NEXSTAR BROADCASTING GROUP, INC.
NOTES TO UNAUDITED CONDENSED CONSOLIDATED FINANCIAL STATEMENTS


1 . Organization and Business Operations
As of March 31, 2013, Nexstar Broadcasting Group, Inc. (“Nexstar”) owned, operated, programmed or provided sales and other services to 72 television stations and 17 digital multicast channels, including those owned by Mission Broadcasting, Inc. (“Mission”), in 41 markets in the states of Illinois, Indiana, Maryland, Missouri, Montana, Tennessee, Texas, Pennsylvania, Louisiana, Arkansas, Alabama, New York, Florida, Wisconsin, Michigan Utah, Vermont and California. The stations are affiliates of NBC (16 stations), CBS (12 stations), ABC (17 stations), FOX (14 stations), MyNetworkTV (5 stations and 2 digital multicast channels), The CW (6 stations and 2 digital multicast channel), Bounce TV (9 digital multicast channels), Me-TV (2 digital multicast channels), Telemundo (one station), LATV (one digital multicast), one independent station and one independent digital multicast. Through various local service agreements, Nexstar provided sales, programming and other services to 22 stations and four digital multicast channels owned and/or operated by independent third parties. Nexstar operates in one reportable television broadcasting segment. The economic characteristics, services, production process, customer type and distribution methods for Nexstar’s operations are substantially similar and are therefore aggregated as a single reportable segment.

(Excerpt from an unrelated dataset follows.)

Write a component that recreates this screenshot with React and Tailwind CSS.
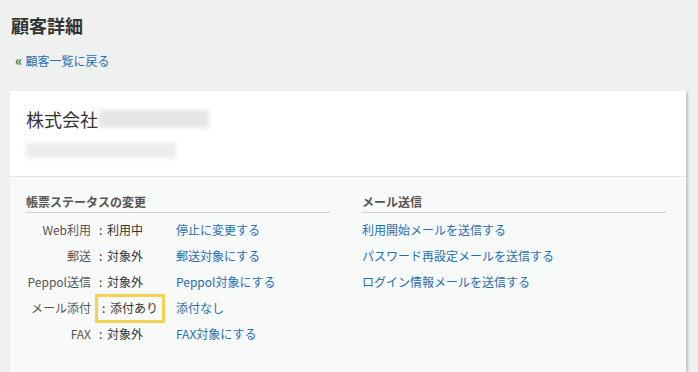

2.  Summary of Significant Accounting Policies

Principles of Consolidation
The Condensed Consolidated Financial Statements include the accounts of Nexstar and its subsidiaries. Also included in the Condensed Consolidated Financial Statements are the accounts of the independently-owned variable interest entity (“VIE”), Mission (Nexstar and Mission are collectively referred to as the “Company”). Where the assets of Mission are not available to be used to settle the obligations of Nexstar, they are presented as the assets of Mission on the Condensed Consolidated Balance Sheets. Conversely, where the creditors of Mission do not have recourse to the general credit of Nexstar, the related liabilities are presented as the liabilities of Mission on the Condensed Consolidated Balance Sheets. Nexstar management evaluates each arrangement that may include variable interests and determines the need to consolidate an entity where it determines Nexstar is the primary beneficiary of a VIE in accordance with related authoritative literature and interpretive guidance.
All intercompany account balances and transactions have been eliminated in consolidation.

Liquidity

Nexstar is highly leveraged, which makes it vulnerable to changes in general economic conditions. Nexstar’s ability to repay or refinance its debt will depend on, among other things, financial, business, market, competitive and other conditions, many of which are beyond Nexstar’s control.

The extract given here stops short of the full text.